I am working from the hypothesis that markets prices are driven by trends, cycles and random events. Random events are not predictable, but are small and because they occur randomly have a tendency to cancel one another; if they were large markets would lack coherence.
Trends are longer term and can be defined by formulas for nonlinear lines that reasonably fit the data for the period selected. The period for defining the trend needs to be selected so that it is meaningful for the purpose on an analysis; for example, selecting a 500,000 long data set, and fitting a trend to it is meaningless in comparison to the normal life span of a human when making decisions like buying or selling silver that are scaled to small portion of a human life. For silver the significant time period for determining a trend is 1964 and thereafter because silver before 1964 was the measuring stick instead of what is being now measured; silver was demonetized in 1964.

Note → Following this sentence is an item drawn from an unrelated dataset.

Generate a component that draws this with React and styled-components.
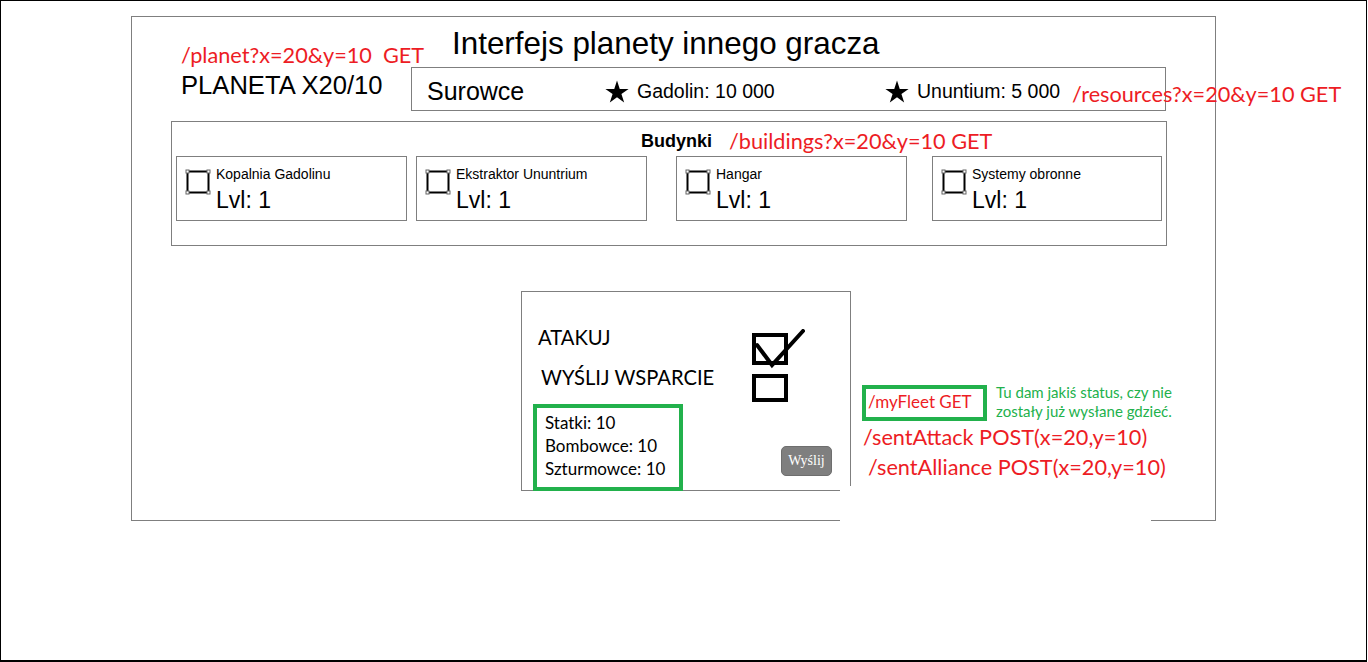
import styled, { createGlobalStyle } from "styled-components";

const colors = {
  red: "#ed1c24",
  green: "#22b14c",
  line: "#7f7f7f",
  ink: "#000",
};

const GlobalStyle = createGlobalStyle`
  * { box-sizing: border-box; }
  body {
    margin: 0;
    background: #fff;
    color: ${colors.ink};
    font-family: "Liberation Sans", Arial, sans-serif;
  }
`;

const Page = styled.div`
  width: 1367px;
  height: 662px;
  border: 1px solid #000;
  border-bottom-width: 2px;
  padding: 15px 0 0 130px;
  overflow: hidden;
`;

const Frame = styled.div`
  width: 1085px;
  height: 505px;
  border: 1px solid ${colors.line};
`;

const Note = styled.div`
  flex: none;
  font-family: Lato, "Open Sans", sans-serif;
  color: ${(p) => (p.$green ? colors.green : colors.red)};
  font-size: ${(p) => p.$size || 21.7}px;
  line-height: ${(p) => p.$lh || 28}px;
  white-space: pre;
  margin-left: ${(p) => p.$ml || 0}px;
  margin-top: ${(p) => p.$mt || 0}px;
`;

/* header */

const Header = styled.div`
  display: flex;
  align-items: flex-start;
`;

const PlanetCol = styled.div`
  width: 279px;
  flex: none;
  padding: 24px 0 0 49px;
`;

const PlanetName = styled.div`
  font-size: 25.6px;
  line-height: 29px;
  margin-top: 2px;
`;

const TitleCol = styled.div`
  display: flex;
  flex-direction: column;
`;

const Title = styled.h1`
  margin: 9px 0 0 41px;
  font-size: 31.4px;
  line-height: 36px;
  font-weight: 400;
  white-space: nowrap;
`;

const ResourceBox = styled.div`
  width: 755px;
  height: 44px;
  margin-top: 5px;
  border: 1px solid ${colors.line};
  padding: 4px 0 0 15px;
  display: flex;
  align-items: center;
`;

const ResourceLabel = styled.span`
  width: 178px;
  flex: none;
  font-size: 25px;
`;

const ResourceItem = styled.span`
  width: ${(p) => p.$w}px;
  flex: none;
  display: flex;
  align-items: center;
  gap: 8px;
  font-size: 19.5px;
  white-space: nowrap;
`;

const Star = () => (
  <svg width="24" height="23" viewBox="-0.5 0 25 23">
    <polygon
      points="12,0 14.85,8.78 24.08,8.78 16.61,14.2 19.46,22.97 12,17.55 4.54,22.97 7.39,14.2 -0.08,8.78 9.15,8.78"
      fill="#000"
    />
  </svg>
);

/* buildings */

const Buildings = styled.section`
  width: 996px;
  height: 125px;
  margin: 10px 0 0 39px;
  border: 1px solid ${colors.line};
`;

const BuildingsHead = styled.div`
  height: 34px;
  display: flex;
  align-items: flex-start;
  padding-left: 469px;
`;

const BuildingsTitle = styled.h2`
  width: 88px;
  margin: 9px 0 0;
  font-size: 18px;
  line-height: 20px;
  font-weight: 700;
`;

const CardRow = styled.div`
  display: flex;
`;

const Card = styled.div`
  width: ${(p) => p.$w}px;
  height: 65px;
  flex: none;
  margin-left: ${(p) => p.$ml}px;
  border: 1px solid ${colors.line};
  padding-left: 8px;
  display: flex;
  align-items: flex-start;
  gap: 5px;
`;

const CardIcon = styled.svg`
  margin-top: 12px;
  flex: none;
`;

const CardText = styled.div`
  padding-top: 9px;
`;

const CardName = styled.div`
  font-size: 14px;
  line-height: 16px;
`;

const CardLevel = styled.div`
  margin-top: 5px;
  font-size: 23px;
  line-height: 26px;
`;

const BuildingIcon = () => (
  <CardIcon width="26" height="26" viewBox="0 0 26 26">
    <rect x="2.5" y="2.5" width="21" height="21" fill="none" stroke="#000" strokeWidth="2" />
    {[
      [1, 1],
      [22, 1],
      [1, 22],
      [22, 22],
    ].map(([x, y]) => (
      <rect key={x + "-" + y} x={x} y={y} width="3" height="3" fill="#fff" stroke="#666" strokeWidth="1" />
    ))}
  </CardIcon>
);

/* fleet */

const FleetRow = styled.div`
  display: flex;
  align-items: flex-start;
  margin: 45px 0 0 389px;
`;

const FleetPanel = styled.div`
  width: 330px;
  height: 200px;
  flex: none;
  border: 1px solid ${colors.line};
  padding-top: 33px;
`;

const OptionRow = styled.div`
  height: ${(p) => p.$h}px;
  display: flex;
  align-items: flex-start;
`;

const OptionLabel = styled.div`
  width: 230px;
  flex: none;
  padding-left: ${(p) => p.$indent}px;
  font-family: Lato, "Open Sans", sans-serif;
  font-size: 20.2px;
  line-height: 24px;
`;

const CheckSvg = styled.svg`
  margin-top: ${(p) => p.$mt}px;
`;

const CheckedBox = () => (
  <CheckSvg $mt={4} width="54" height="40" viewBox="0 0 54 40">
    <rect x="2" y="6" width="32" height="28" fill="none" stroke="#000" strokeWidth="4" />
    <path d="M5 16 L20 36 L51 2" fill="none" stroke="#000" strokeWidth="4" strokeLinecap="round" />
  </CheckSvg>
);

const EmptyBox = () => (
  <CheckSvg $mt={9} width="36" height="28" viewBox="0 0 36 28">
    <rect x="2" y="2" width="32" height="24" fill="none" stroke="#000" strokeWidth="4" />
  </CheckSvg>
);

const FleetFooter = styled.div`
  display: flex;
  align-items: flex-start;
`;

const ShipsBox = styled.div`
  width: 150px;
  height: 87px;
  flex: none;
  margin-left: 11px;
  border: 4px solid ${colors.green};
  padding: 3px 0 0 8px;
  font-family: Lato, "Open Sans", sans-serif;
  font-size: 17px;
  line-height: 23px;
  white-space: nowrap;
`;

const SendButton = styled.button`
  width: 51px;
  height: 30px;
  margin: 42px 0 0 98px;
  border: 1px solid #6e6e6e;
  border-radius: 5px;
  background: #7f7f7f;
  color: #fff;
  font-family: "Liberation Serif", serif;
  font-size: 14px;
  padding: 0;
`;

const ApiNotes = styled.div`
  position: relative;
  margin: 94px 0 0 11px;

  &::after {
    content: "";
    position: absolute;
    left: -22px;
    top: 101px;
    width: 311px;
    height: 37px;
    background: #fff;
  }
`;

const FleetNoteRow = styled.div`
  display: flex;
  align-items: flex-start;
`;

const FleetApiBox = styled.div`
  width: 125px;
  height: 36px;
  flex: none;
  border: 4px solid ${colors.green};
  padding: 2px 0 0 2px;
`;

const buildings = [
  { name: "Kopalnia Gadolinu", level: 1, w: 231, ml: 4 },
  { name: "Ekstraktor Ununtrium", level: 1, w: 231, ml: 9 },
  { name: "Hangar", level: 1, w: 231, ml: 29 },
  { name: "Systemy obronne", level: 1, w: 230, ml: 25 },
];

const ships = [
  ["Statki", 10],
  ["Bombowce", 10],
  ["Szturmowce", 10],
];

export default function App() {
  return (
    <>
      <GlobalStyle />
      <Page>
        <Frame>
          <Header>
            <PlanetCol>
              <Note>{"/planet?x=20&y=10  GET"}</Note>
              <PlanetName>PLANETA X20/10</PlanetName>
            </PlanetCol>
            <TitleCol>
              <Title>Interfejs planety innego gracza</Title>
              <ResourceBox>
                <ResourceLabel>Surowce</ResourceLabel>
                <ResourceItem $w={280}>
                  <Star />
                  Gadolin: 10 000
                </ResourceItem>
                <ResourceItem $w={187}>
                  <Star />
                  Ununtium: 5 000
                </ResourceItem>
                <Note $mt={6}>/resources?x=20&amp;y=10 GET</Note>
              </ResourceBox>
            </TitleCol>
          </Header>

          <Buildings>
            <BuildingsHead>
              <BuildingsTitle>Budynki</BuildingsTitle>
              <Note $mt={5}>/buildings?x=20&amp;y=10 GET</Note>
            </BuildingsHead>
            <CardRow>
              {buildings.map((b) => (
                <Card key={b.name} $w={b.w} $ml={b.ml}>
                  <BuildingIcon />
                  <CardText>
                    <CardName>{b.name}</CardName>
                    <CardLevel>Lvl: {b.level}</CardLevel>
                  </CardText>
                </Card>
              ))}
            </CardRow>
          </Buildings>

          <FleetRow>
            <FleetPanel>
              <OptionRow $h={40}>
                <OptionLabel $indent={16}>ATAKUJ</OptionLabel>
                <CheckedBox />
              </OptionRow>
              <OptionRow $h={39}>
                <OptionLabel $indent={19}>WYŚLIJ WSPARCIE</OptionLabel>
                <EmptyBox />
              </OptionRow>
              <FleetFooter>
                <ShipsBox>
                  {ships.map(([label, count]) => (
                    <div key={label}>
                      {label}: {count}
                    </div>
                  ))}
                </ShipsBox>
                <SendButton>Wyślij</SendButton>
              </FleetFooter>
            </FleetPanel>

            <ApiNotes>
              <FleetNoteRow>
                <FleetApiBox>
                  <Note $size={17} $lh={22}>
                    /myFleet GET
                  </Note>
                </FleetApiBox>
                <Note $green $size={15} $lh={19} $ml={9} $mt={-2}>
                  {"Tu dam jakiś status, czy nie\nzostały już wysłane gdzieć."}
                </Note>
              </FleetNoteRow>
              <Note $ml={1} $mt={2}>
                /sentAttack POST(x=20,y=10)
              </Note>
              <Note $ml={6} $mt={2}>
                /sentAlliance POST(x=20,y=10)
              </Note>
            </ApiNotes>
          </FleetRow>
        </Frame>
      </Page>
    </>
  );
}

Cycles, as I use them, are oscillations that can be identified in a data series as statistically significant using accepted statistical methods. There are over 250 separate oscillations in the post 1964 history of silver that can be justified as significant and which when measured and then synthetically added together correlate to the actual data.

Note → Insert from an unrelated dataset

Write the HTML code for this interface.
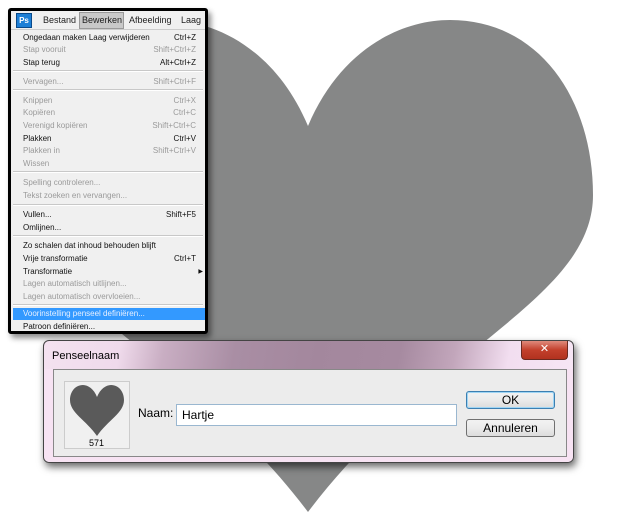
<!DOCTYPE html>
<html><head><meta charset="utf-8"><style>
body{margin:0;width:620px;height:525px;background:#fff;position:relative;overflow:hidden;font-family:"Liberation Sans","DejaVu Sans",sans-serif}
.menu{position:absolute;left:8px;top:8px;width:194px;height:320px;border:3px solid #000;border-radius:3px;background:#f0f0f0;box-shadow:3px 4px 6px rgba(0,0,0,.45);overflow:hidden}
.bar{height:18px;background:#f0f0f0;border-bottom:1px solid #ccc;position:relative;font-size:9px}
.bar span{position:absolute;top:4px;color:#222}
.ps{position:absolute;left:5px;top:2px;width:14px;height:13px;background:#1d7fd6;border:1px solid #0a4a8a;color:#fff;font-weight:bold;font-size:8px;text-align:center;line-height:13px}
.bw{position:absolute;left:68px;top:1px;width:43px;height:15px;background:#c8c8c8;border:1px solid #999}
.it{position:absolute;left:0;width:194px;height:12px;font-size:8px;line-height:12px}
.it b{font-weight:normal;position:absolute;left:12px}
.it i{font-style:normal;position:absolute;right:9px}
.d{color:#9a9a9a}.k{color:#111}
.sep{position:absolute;left:2px;width:190px;height:1px;background:#c8c8c8;border-bottom:1px solid #fff}
.dlg{position:absolute;left:43px;top:340px;width:529px;height:121px;border:1px solid #444;border-radius:6px;box-shadow:2px 4px 8px rgba(0,0,0,.6);background:linear-gradient(100deg,#f4e2f0 0%,#efdaeb 14%,#c9aec3 22%,#a98ea4 35%,#a3879d 50%,#a68aa0 65%,#c2a6bb 75%,#f2def0 85%,#f8e8f6 100%)}
.dlg .low{position:absolute;left:0;top:28px;right:0;bottom:0;background:#f7e3f3;border-radius:0 0 6px 6px}
.title{position:absolute;left:8px;top:9px;font-size:11px;color:#000}
.x{position:absolute;left:477px;top:0;width:45px;height:18px;background:linear-gradient(#e08a7c,#c3402c 50%,#b2321f);border:1px solid #6a2a20;border-top:none;border-radius:0 0 4px 4px;color:#fff;font-weight:bold;font-size:11px;text-align:center;line-height:17px}
.panel{position:absolute;left:9px;top:28px;width:512px;height:86px;background:#ececec;border:1px solid #888}
.prev{position:absolute;left:10px;top:11px;width:64px;height:66px;background:#f0f0f0;border:1px solid #ccc}
.btn{position:absolute;left:412px;width:87px;height:16px;border:1px solid #707070;border-radius:3px;background:linear-gradient(#f2f2f2,#ebebeb 50%,#dcdcdc);font-size:12px;text-align:center;line-height:16px}
</style></head><body>
<svg width="620" height="525" style="position:absolute;left:0;top:0">
<path d="M308,126 C340,50 400,20 450,20 C540,20 593,100 593,195 C593,300 430,350 308,512 C186,350 23,300 23,195 C23,100 76,20 166,20 C216,20 276,50 308,126Z" fill="#868787"/>
</svg>
<div class="menu">
<div class="bar"><div class="ps">Ps</div><div class="bw"></div><span style="left:32px">Bestand</span><span style="left:71px">Bewerken</span><span style="left:118px">Afbeelding</span><span style="left:170px">Laag</span></div>
<div class="it k" style="top:21px"><b>Ongedaan maken Laag verwijderen</b><i>Ctrl+Z</i></div>
<div class="it d" style="top:33px"><b>Stap vooruit</b><i>Shift+Ctrl+Z</i></div>
<div class="it k" style="top:46px"><b>Stap terug</b><i>Alt+Ctrl+Z</i></div>
<div class="sep" style="top:59px"></div>
<div class="it d" style="top:65px"><b>Vervagen...</b><i>Shift+Ctrl+F</i></div>
<div class="sep" style="top:78px"></div>
<div class="it d" style="top:84px"><b>Knippen</b><i>Ctrl+X</i></div>
<div class="it d" style="top:96px"><b>Kopiëren</b><i>Ctrl+C</i></div>
<div class="it d" style="top:109px"><b>Verenigd kopiëren</b><i>Shift+Ctrl+C</i></div>
<div class="it k" style="top:122px"><b>Plakken</b><i>Ctrl+V</i></div>
<div class="it d" style="top:134px"><b>Plakken in</b><i>Shift+Ctrl+V</i></div>
<div class="it d" style="top:147px"><b>Wissen</b></div>
<div class="sep" style="top:160px"></div>
<div class="it d" style="top:166px"><b>Spelling controleren...</b></div>
<div class="it d" style="top:179px"><b>Tekst zoeken en vervangen...</b></div>
<div class="sep" style="top:193px"></div>
<div class="it k" style="top:198px"><b>Vullen...</b><i>Shift+F5</i></div>
<div class="it k" style="top:211px"><b>Omlijnen...</b></div>
<div class="sep" style="top:224px"></div>
<div class="it k" style="top:229px"><b>Zo schalen dat inhoud behouden blijft</b></div>
<div class="it k" style="top:242px"><b>Vrije transformatie</b><i>Ctrl+T</i></div>
<div class="it k" style="top:255px"><b>Transformatie</b><i style="right:2px;font-size:6px">▶</i></div>
<div class="it d" style="top:267px"><b>Lagen automatisch uitlijnen...</b></div>
<div class="it d" style="top:280px"><b>Lagen automatisch overvloeien...</b></div>
<div class="sep" style="top:293px"></div>
<div class="it" style="top:297px;background:#3399ff;color:#e8f0ff;left:2px;width:192px"><b style="left:10px">Voorinstelling penseel definiëren...</b></div>
<div class="it k" style="top:310px"><b>Patroon definiëren...</b></div>
</div>
<div class="dlg">
<div class="low"></div>
<div class="title">Penseelnaam</div>
<div class="x">✕</div>
<div class="panel">
<div class="prev"><svg width="64" height="66"><path d="M32,15 C35,7 41,3 46,3 C54,3 59,10 59,18 C59,31 43,38 32,54 C21,38 5,31 5,18 C5,10 10,3 18,3 C23,3 29,7 32,15Z" fill="#5a5a5a"/><text x="24" y="64" font-size="9" font-family="Liberation Sans" fill="#000">571</text></svg></div>
<div style="position:absolute;left:84px;top:36px;font-size:12px">Naam:</div>
<div style="position:absolute;left:122px;top:34px;height:22px;background:#fff;border:1px solid #9ab7d0;font-size:12px;line-height:21px;padding-left:5px;box-sizing:border-box;width:281px">Hartje</div>
<div class="btn" style="top:21px;border-color:#3c7fb1;box-shadow:inset 0 0 0 1px #9fd5f4">OK</div>
<div class="btn" style="top:49px">Annuleren</div>
</div>
</div>
</body></html>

The synthesis of these oscillations and the trend is the line that is overlaid in the chart I presented, and since it is a calculated line, it can be projected into the future, revealing a statistically probable unfolding of the future. The past does in fact contain the information to understand the future, if only one has the machinery to reveal what is hidden in that data from the naked eye.
The spike in 1979-1980 is commonly believed to have been the result of the Hunt brothers attempt to corner the silver market. Gold was not the object of a Hunt corner attempt, yet it spiked in the same time frame. My view is that the Hunt brothers only inflamed the cyclical driven silver spike that was occurring anyway. Spikes occur on occasion when the peaks in a number of cycles coincide; they occur not only to the upside, but also to the downside depending on how the cyclic forces come together.

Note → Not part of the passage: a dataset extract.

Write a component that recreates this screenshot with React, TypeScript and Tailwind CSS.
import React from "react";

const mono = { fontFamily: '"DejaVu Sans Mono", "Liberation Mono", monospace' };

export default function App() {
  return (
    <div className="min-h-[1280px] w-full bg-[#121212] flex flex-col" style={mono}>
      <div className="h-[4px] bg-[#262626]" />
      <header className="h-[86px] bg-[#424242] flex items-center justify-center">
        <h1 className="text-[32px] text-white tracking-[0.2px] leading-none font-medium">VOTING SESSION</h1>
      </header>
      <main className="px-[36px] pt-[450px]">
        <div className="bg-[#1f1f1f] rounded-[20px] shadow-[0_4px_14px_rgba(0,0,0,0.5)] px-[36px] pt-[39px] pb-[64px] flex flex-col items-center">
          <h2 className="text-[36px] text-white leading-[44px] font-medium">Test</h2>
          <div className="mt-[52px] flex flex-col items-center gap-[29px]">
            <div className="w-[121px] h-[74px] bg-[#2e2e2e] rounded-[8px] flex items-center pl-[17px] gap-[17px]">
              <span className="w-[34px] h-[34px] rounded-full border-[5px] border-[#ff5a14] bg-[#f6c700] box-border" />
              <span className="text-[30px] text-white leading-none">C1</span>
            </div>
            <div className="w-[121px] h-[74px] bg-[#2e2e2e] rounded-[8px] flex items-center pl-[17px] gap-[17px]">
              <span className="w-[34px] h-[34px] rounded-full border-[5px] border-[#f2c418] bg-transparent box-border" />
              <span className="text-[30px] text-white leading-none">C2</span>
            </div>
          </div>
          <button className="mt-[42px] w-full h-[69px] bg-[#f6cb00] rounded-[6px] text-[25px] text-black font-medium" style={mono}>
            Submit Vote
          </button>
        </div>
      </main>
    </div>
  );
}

My calculations show me that the explosion in price is a predictable event, driven by the convergence of a number of cycles, and as such will unwind rapidly as the cycles that converged roll over also in convergence. The expression, "what goes up must come down", is a description of a cyclical world. "Silver to the moon", is a description of a linear world.
"Bend over and grab your ankles" should be etched in stone at the entrance to every government building and every government office.